Witchsky, built by Jollywhoppers, is a fork of Bluesky's official open-source client, aimed at power users, developers, and anyone who finds the default interface a little sparse. It adds features and quality-of-life improvements that the official app does not have – including embedded Streamplace support for livestreams. It connects to the same network, reads the same posts, talks to the same people. It is simply a different window onto the same underlying data.

This is the point, and it is the reason the distinction between bsky.app and the AT Protocol matters. Bluesky the company made a choice to build on an open protocol rather than a closed one. That choice has consequences. Other developers can build on the same protocol. Other clients can read the same data. Other services can participate in the same social graph. The network is not bsky.app's to own, and the data is not bsky.app's to hold.

Why This Matters

The pattern in every social platform of the past two decades has been the same: network grows, becomes indispensable, terms of service tighten, third-party clients get cut off, API access becomes prohibitively expensive, the platform enshittifies, and the community either adapts or evacuates. Every time. Consistently.

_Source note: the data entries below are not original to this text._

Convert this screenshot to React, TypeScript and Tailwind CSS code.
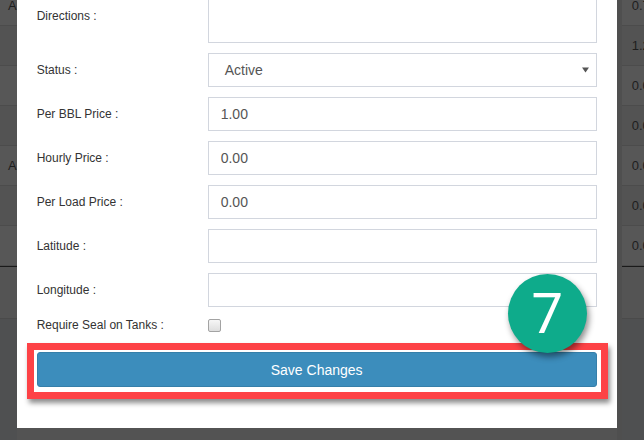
import React from 'react';

type Field = { label: string; value?: string };

const fields: Field[] = [
  { label: 'Per BBL Price :', value: '1.00' },
  { label: 'Hourly Price :', value: '0.00' },
  { label: 'Per Load Price :', value: '0.00' },
  { label: 'Latitude :' },
  { label: 'Longitude :' },
];

const leftRows = ['A', '', '', '', 'A', '', ''];
const rightRows = ['0.7', '1.2', '0.0', '0.0', '0.0', '0.0', '0.0'];

const Backdrop = ({ rows, right }: { rows: string[]; right?: boolean }) => {
  return (
    <div className={`h-[440px] flex flex-col ${right ? 'flex-1 border-l-[5px] border-[#4f4f4f]' : 'w-[17px]'}`}>
      <div className="-mt-[14px] flex flex-col">
        {rows.map((r, i) => (
          <div
            key={i}
            className={`h-[40px] shrink-0 flex items-center border-b border-[#4c4c4c] text-[13px] text-[#1e1e1e] ${right ? 'pl-[10px]' : 'pl-[8px]'} ${i % 2 === 0 ? 'bg-[#575757]' : 'bg-[#535353]'}`}
          >
            {r}
          </div>
        ))}
      </div>
      <div className="h-[1px] bg-[#1a1a1a]" />
      <div className="h-[52px] bg-[#545454] border-b border-[#4a4a4a]" />
      <div className="flex-1 bg-[#4f5051]" />
    </div>
  );
};

const Row = ({ label, children }: { label: string; children: React.ReactNode }) => (
  <div className="flex items-center">
    <div className="w-[171px] shrink-0 text-[12px] text-[#333]">{label}</div>
    <div className="flex-1">{children}</div>
  </div>
);

const App = () => {
  return (
    <div className="w-[644px] h-[440px] overflow-hidden bg-[#535353] flex items-start font-['Liberation_Sans',Arial,sans-serif]">
      <Backdrop rows={leftRows} />

      <div className="relative w-[600px] h-[428px] shrink-0 bg-white pl-[20px] pr-[20px]">
        <div className="-mt-[1px] flex items-start">
          <div className="w-[171px] shrink-0 text-[12px] text-[#333] leading-[34px]">Directions :</div>
          <div className="flex-1 h-[44px] border border-[#d2d6de]" />
        </div>

        <div className="mt-[10px]">
          <Row label="Status :">
            <div className="h-[34px] border border-[#d2d6de] flex items-center justify-between pl-[16px] pr-[7px] text-[14px] text-[#555]">
              <span>Active</span>
              <svg width="7" height="6" viewBox="0 0 7 6">
                <path d="M0 0.5 L7 0.5 L3.5 5.5 Z" fill="#555" />
              </svg>
            </div>
          </Row>
        </div>

        {fields.map((f) => (
          <div key={f.label} className="mt-[10px]">
            <Row label={f.label}>
              <div className="h-[34px] border border-[#d2d6de] flex items-center pl-[12px] text-[14px] text-[#555]">
                {f.value}
              </div>
            </Row>
          </div>
        ))}

        <div className="mt-[8px] h-[20px] flex items-center">
          <div className="w-[171px] shrink-0 text-[12px] text-[#333]">Require Seal on Tanks :</div>
          <div className="w-[13px] h-[13px] rounded-[2px] border border-[#a3a3a3] bg-gradient-to-b from-[#f6f6f6] to-[#dedede]" />
        </div>

        <button className="mt-[17px] w-full h-[35px] rounded-[3px] bg-[#3c8dbc] border border-[#367fa9] text-white text-[14px] leading-none">
          Save Changes
        </button>

        <div className="absolute left-[10px] top-[343px] w-[581px] h-[56px] border-[7px] border-[#fd4246] shadow-[2px_4px_5px_rgba(0,0,0,0.45)]" />

        <div className="absolute left-[491px] top-[274px] w-[79px] h-[79px] rounded-full bg-[#0eab8b] shadow-[2px_4px_6px_rgba(0,0,0,0.45)] flex items-center justify-center text-white text-[56px] leading-none font-['Roboto',Arial,sans-serif]">
          7
        </div>
      </div>

      <Backdrop rows={rightRows} right />
    </div>
  );
};

export default App;
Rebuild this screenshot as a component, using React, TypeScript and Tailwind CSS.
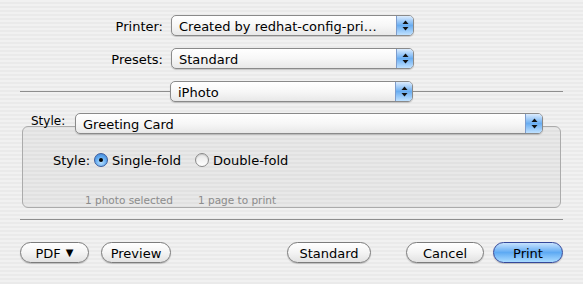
import React from 'react';

const font = "font-['DejaVu_Sans','Liberation_Sans',sans-serif]";

function Arrows() {
  return (
    <svg width="7" height="11" viewBox="0 0 7 11" className="block">
      <path d="M3.5 0.5 L6.5 4 L0.5 4 Z" fill="#111" />
      <path d="M0.5 7 L6.5 7 L3.5 10.5 Z" fill="#111" />
    </svg>
  );
}

function Popup({ label, className = '' }: { label: string; className?: string }) {
  return (
    <div
      className={`relative z-10 flex h-[21px] overflow-hidden rounded-[5px] border border-[#8a8a8a] bg-gradient-to-b from-white via-[#f7f7f7] to-[#e8e8e8] shadow-[0_1px_1px_rgba(0,0,0,0.18)] ${className}`}
    >
      <div className="flex flex-1 items-center whitespace-nowrap pl-[7px] pt-px text-[13px] leading-none text-black">{label}</div>
      <div className="flex w-[17px] items-center justify-center border-l border-[#7d9ccc] bg-gradient-to-b from-[#dcecfd] via-[#69adf1] to-[#bfe1ff]">
        <Arrows />
      </div>
    </div>
  );
}

function Button({ children, className = '', primary = false }: { children: React.ReactNode; className?: string; primary?: boolean }) {
  return (
    <div
      className={`flex h-[21px] items-center justify-center rounded-full border pt-px text-[13px] leading-none text-black shadow-[0_1px_1px_rgba(0,0,0,0.2)] ${
        primary
          ? 'border-[#35489a] bg-gradient-to-b from-[#c6e2fd] via-[#5eaaf3] to-[#a9dbff]'
          : 'border-[#7c7c7c] bg-gradient-to-b from-white via-[#f4f4f4] to-[#e2e2e2]'
      } ${className}`}
    >
      {children}
    </div>
  );
}

function Radio({ checked }: { checked?: boolean }) {
  if (checked) {
    return (
      <div className="flex h-[14px] w-[14px] items-center justify-center rounded-full border border-[#3a5c9e] bg-[radial-gradient(circle_at_50%_70%,#b9e0ff_0%,#5fa8ee_55%,#3f7fcf_100%)]">
        <div className="h-[4px] w-[4px] rounded-full bg-black" />
      </div>
    );
  }
  return (
    <div className="h-[14px] w-[14px] rounded-full border border-[#8a8a8a] bg-gradient-to-b from-[#e6e6e6] to-white shadow-[inset_0_1px_1px_rgba(0,0,0,0.15)]" />
  );
}

export default function App() {
  return (
    <div
      className={`h-[284px] w-[583px] overflow-hidden bg-[repeating-linear-gradient(180deg,#f1f1f1_0px,#f1f1f1_2px,#eaeaea_2px,#eaeaea_4px)] pt-[15px] ${font} text-black`}
    >
      {/* Printer */}
      <div className="flex items-center">
        <div className="w-[163px] pt-px text-right text-[13px] leading-none">Printer:</div>
        <Popup label="Created by redhat-config-pri…" className="ml-[8px] w-[243px]" />
      </div>

      {/* Presets */}
      <div className="mt-[12px] flex items-center">
        <div className="w-[163px] pt-px text-right text-[13px] leading-none">Presets:</div>
        <Popup label="Standard" className="ml-[8px] w-[243px]" />
      </div>

      {/* panel chooser */}
      <div className="mt-[12px] flex items-center px-[20px]">
        <div className="h-px flex-1 bg-[#8e8e8e]" />
        <Popup label="iPhoto" className="w-[243px]" />
        <div className="h-px flex-1 bg-[#8e8e8e]" />
      </div>

      {/* Style group */}
      <div className="mx-[22px] mt-[11px]">
        <div className="flex items-start">
          <div className="w-[53px] pl-[9px] pt-[2px] text-[12px] leading-none">Style:</div>
          <Popup label="Greeting Card" className="w-[468px]" />
        </div>
        <div className="-mt-[8px] h-[82px] rounded-[6px] border border-[#ababab] bg-black/[0.035] pt-[26px]">
          <div className="flex items-center text-[13px] leading-none">
            <span className="ml-[30px]">Style:</span>
            <span className="ml-[4px]"><Radio checked /></span>
            <span className="ml-[4px]">Single-fold</span>
            <span className="ml-[14px]"><Radio /></span>
            <span className="ml-[4px]">Double-fold</span>
          </div>
          <div className="mt-[28px] flex text-[10.5px] leading-none text-[#8c8c8c]">
            <span className="ml-[62px]">1 photo selected</span>
            <span className="ml-[25px]">1 page to print</span>
          </div>
        </div>
      </div>

      <div className="mx-[20px] mt-[11px] h-px bg-[#8e8e8e]" />

      {/* Buttons */}
      <div className="mt-[22px] flex px-[20px]">
        <Button className="w-[69px]">
          <span>PDF</span>
          <span className="ml-[5px] text-[10px]">▼</span>
        </Button>
        <Button className="ml-[12px] w-[70px]">Preview</Button>
        <Button className="ml-[116px] w-[84px]">Standard</Button>
        <Button className="ml-[35px] w-[78px]">Cancel</Button>
        <Button primary className="ml-[9px] w-[70px]">Print</Button>
      </div>
    </div>
  );
}
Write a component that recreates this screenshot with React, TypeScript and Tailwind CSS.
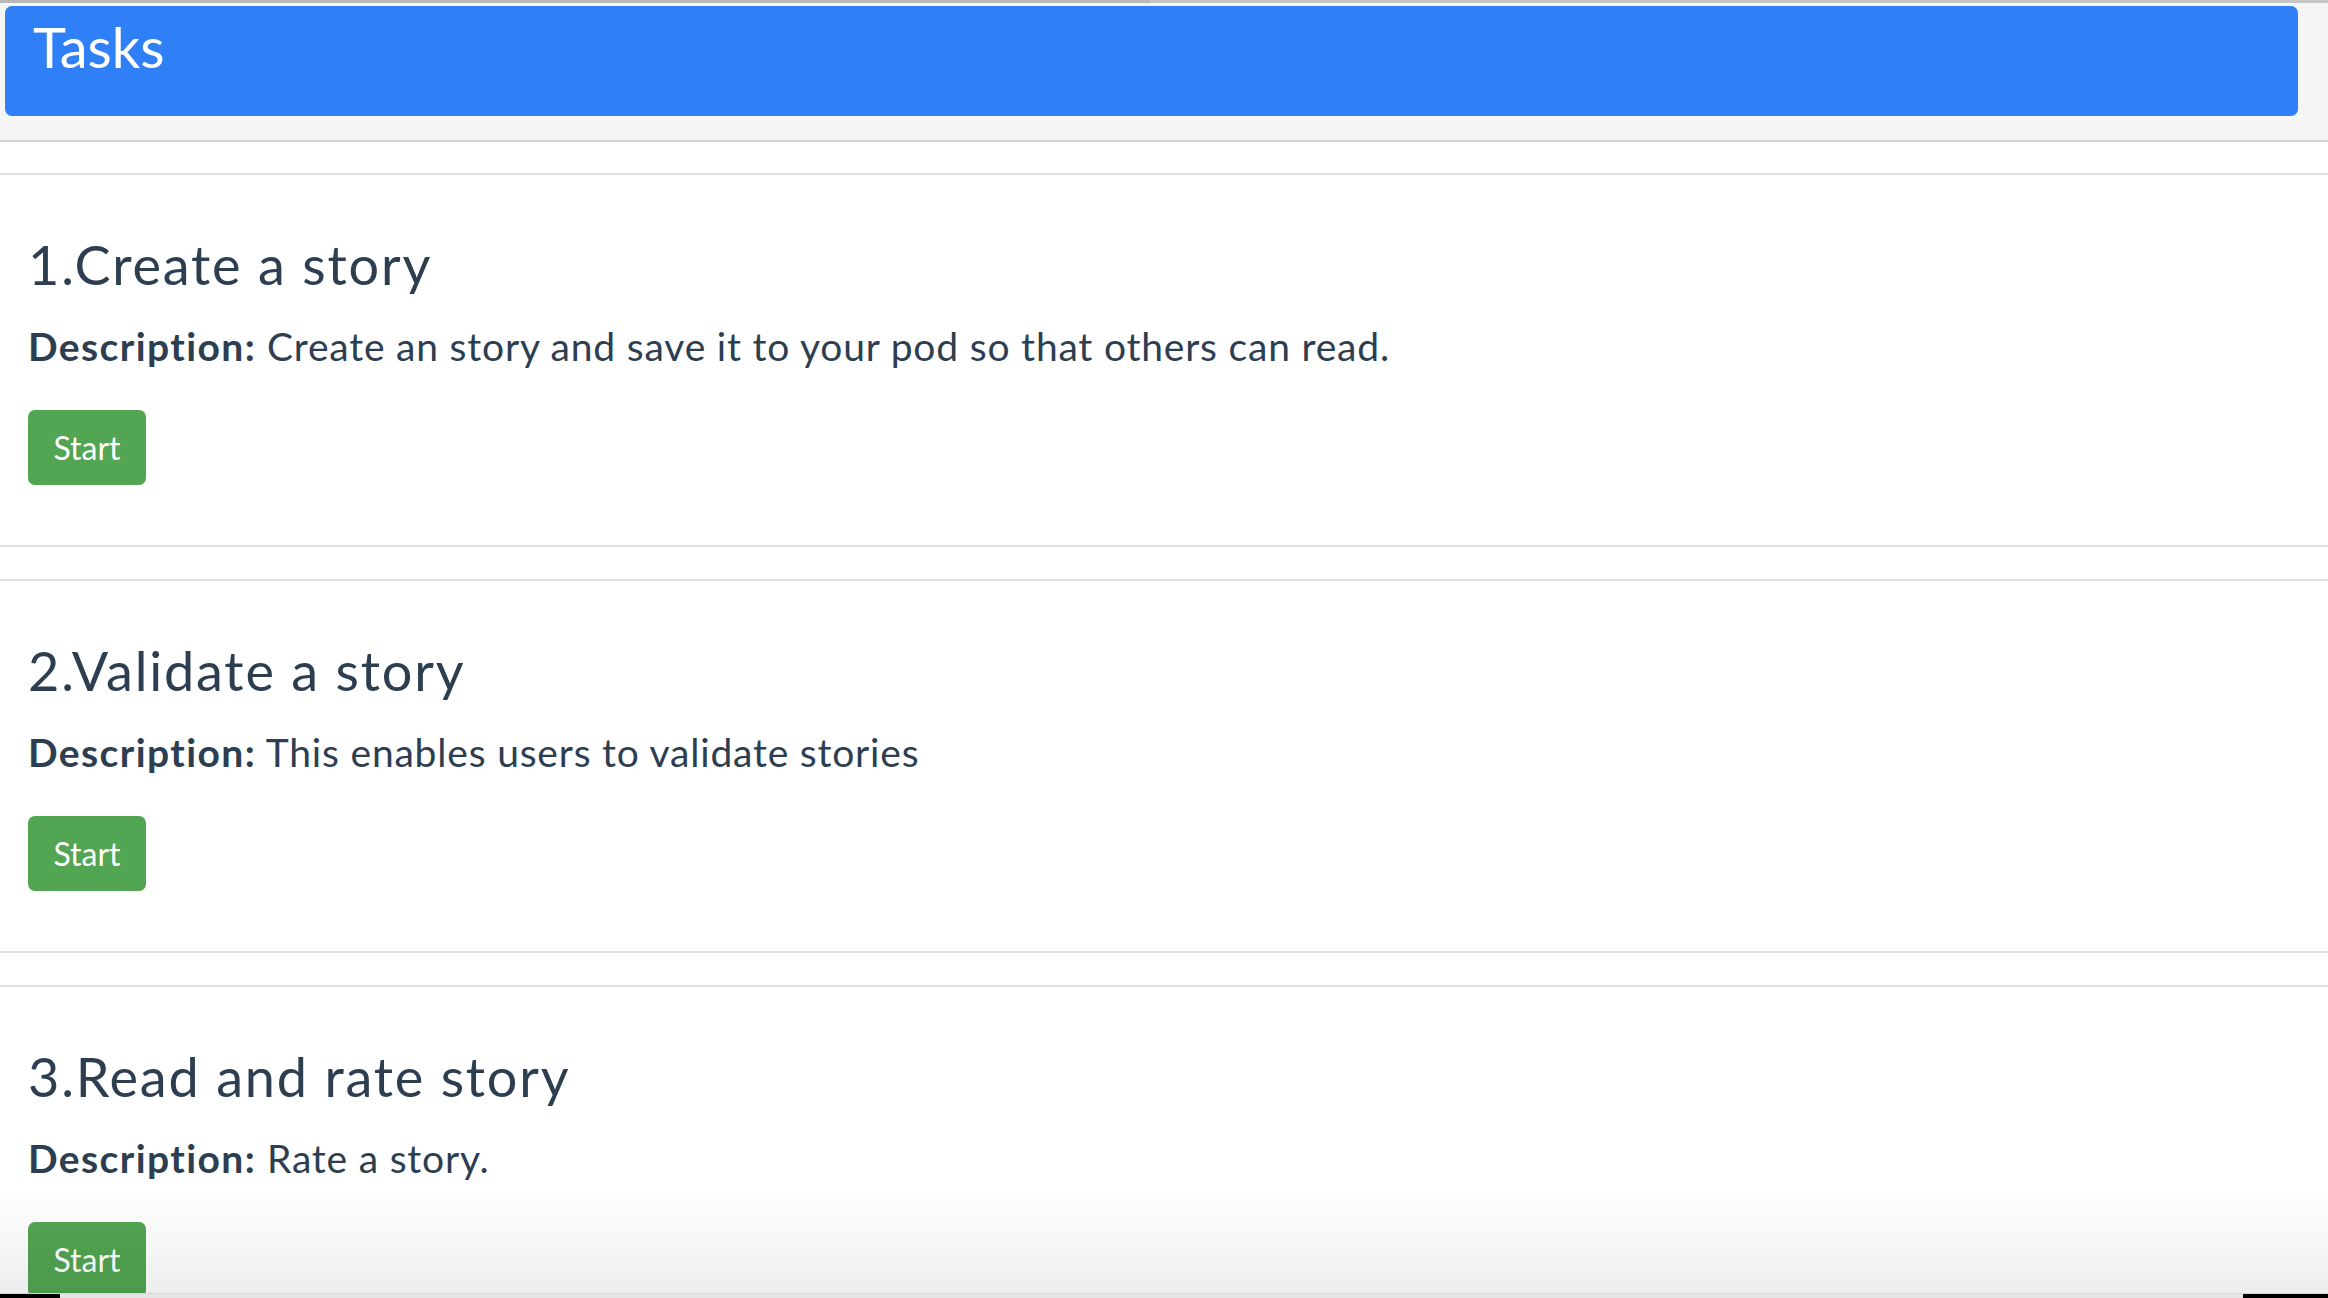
import React from "react";

const tasks = [
  { n: 1, title: "Create a story", desc: "Create an story and save it to your pod so that others can read." },
  { n: 2, title: "Validate a story", desc: "This enables users to validate stories" },
  { n: 3, title: "Read and rate story", desc: "Rate a story." },
];

export default function App() {
  return (
    <div className="min-h-screen bg-white text-[#2c3e50] font-['Lato','Open_Sans',sans-serif]">
      <div className="flex h-[3px]">
        <div className="w-[1150px] bg-[#b9b9b9]" />
        <div className="flex-1 bg-[#c6c6c6]" />
      </div>
      <div className="bg-[#f5f5f5] pt-[3px] pl-[5px] pr-[30px] pb-[24px] border-b-2 border-[#d4d4d4]">
        <div className="h-[110px] rounded-[7px] bg-[#2f80f6] pl-[28px] pt-[8px]">
          <h1 className="text-[56px] leading-[66px] text-white font-normal">Tasks</h1>
        </div>
      </div>
      <div className="flex flex-col gap-[32px] pt-[31px]">
        {tasks.map((t) => (
          <div key={t.n} className="border-y-2 border-[#dedede] pl-[28px] pt-[60px] pb-[60px]">
            <h2 className="text-[54px] leading-[60px] font-normal tracking-[1.8px]">
              {t.n}.{t.title}
            </h2>
            <p className="mt-[27px] text-[39px] leading-[48px] tracking-[0.8px]">
              <span className="font-bold tracking-[1.4px]">Description:</span> {t.desc}
            </p>
            <button className="mt-[40px] flex h-[75px] w-[118px] items-center justify-center rounded-[7px] bg-[#52a552] text-[32px] text-white">
              Start
            </button>
          </div>
        ))}
      </div>
      <div className="pointer-events-none fixed inset-x-0 bottom-0 h-[110px] bg-gradient-to-b from-transparent to-[rgba(0,0,0,0.07)]" />
      <div className="pointer-events-none fixed inset-x-0 bottom-0 flex h-[5px] flex-col">
        <div className="h-[1px] bg-[#d6d6d6]" />
        <div className="flex flex-1">
          <div className="w-[60px] bg-black" />
          <div className="flex-1 bg-[#e6e6e6]" />
          <div className="w-[85px] bg-black" />
        </div>
      </div>
    </div>
  );
}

The AT Protocol is an attempt to make that cycle structurally harder, if not impossible. Your data lives on a PDS you can control or move. Your identity is anchored to a DID that no platform can revoke. Your social graph follows you between applications. A domain handle you own is verified against DNS infrastructure that Bluesky does not control. These are not marketing claims – they are the logical consequences of how the protocol is built.

Whether the experiment succeeds will depend on adoption, on the ecosystem that grows around it, and on whether the protocol remains genuinely open as the network scales. Those are real unknowns. But the infrastructure, at least, is designed with the right lesson in mind.

The apps above are evidence that people are building seriously on it. That seems worth knowing about, and worth distinguishing clearly from the question of what one company's website is doing.